You are so sensitive, I make a little joke about your left wing status and you get all defensive, lighten up. Call me whatever you want, I am not even close to the middle, I am an extreme radical when it come to politics.
Quote:
Originally Posted by user_id View Post
Is it that difficult to just discuss the issues without bringing up politics?.
When you talk about using the force of government to take money from peaceful people you are being political. Sorry, the reality is we can't get to your utopian dream of progressive taxes on the "rich" unless politics is involved.
Quote:
Originally Posted by user_id View Post
No because the reality is more complex than that, this is not an issue that can be reduced to chimp like "deficit god" vs "deficit bad" nonsense. .
Yes, complexity, hence why systems created by and guided by the elite are doomed to failure.

Quote:
Originally Posted by user_id View Post
What does this have to do with Keynes? Policy in the US over the last 30 years has primarily come from fresh-water economics, the ever growing deficits and current events if anything provide a rebuttal of these theories not Keynes. In contrast the deficits from the 30's and 40's were paid off over 20 years or so when Keynesian theory was more in fashion.

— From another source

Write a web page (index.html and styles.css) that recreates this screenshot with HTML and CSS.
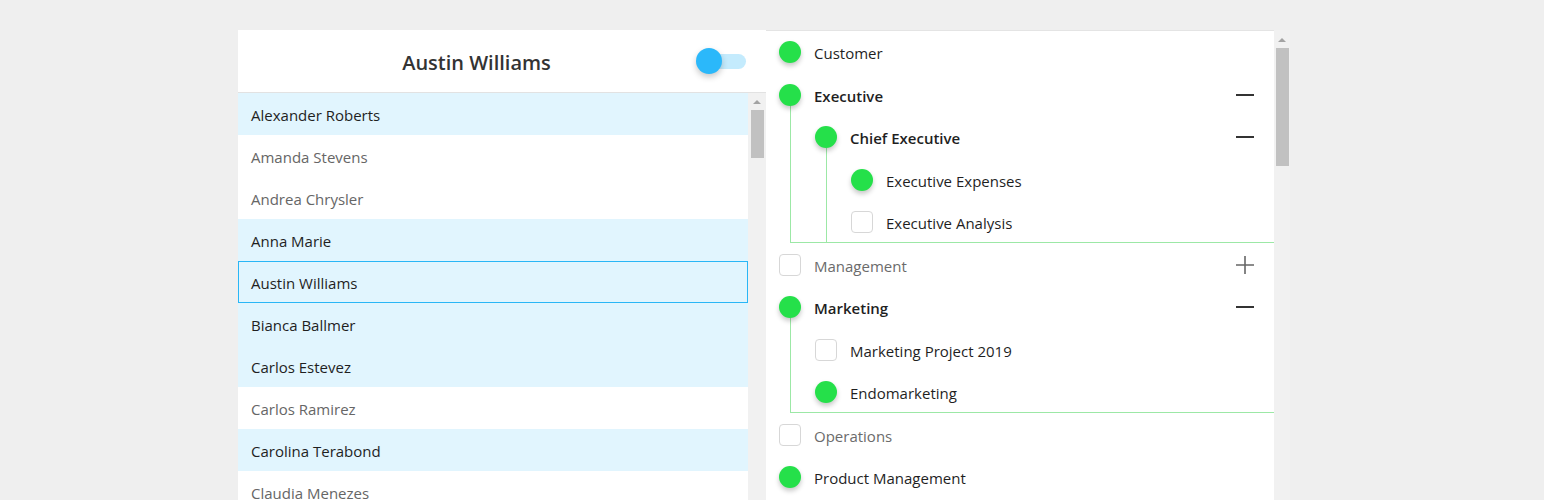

The problem I have with Keynes and in some ways Hayek is they don't take into account the underlying fundamentals of people. Millions of people making thousands of decisions each day in regards to themselves and their families that can't be plotted on a projection.
The 50's are nothing like today and we won't see an era like that for at least a decade or two. Plus the total debt (public and private) was much easier to tackle with a growing family formation base and a young demographic.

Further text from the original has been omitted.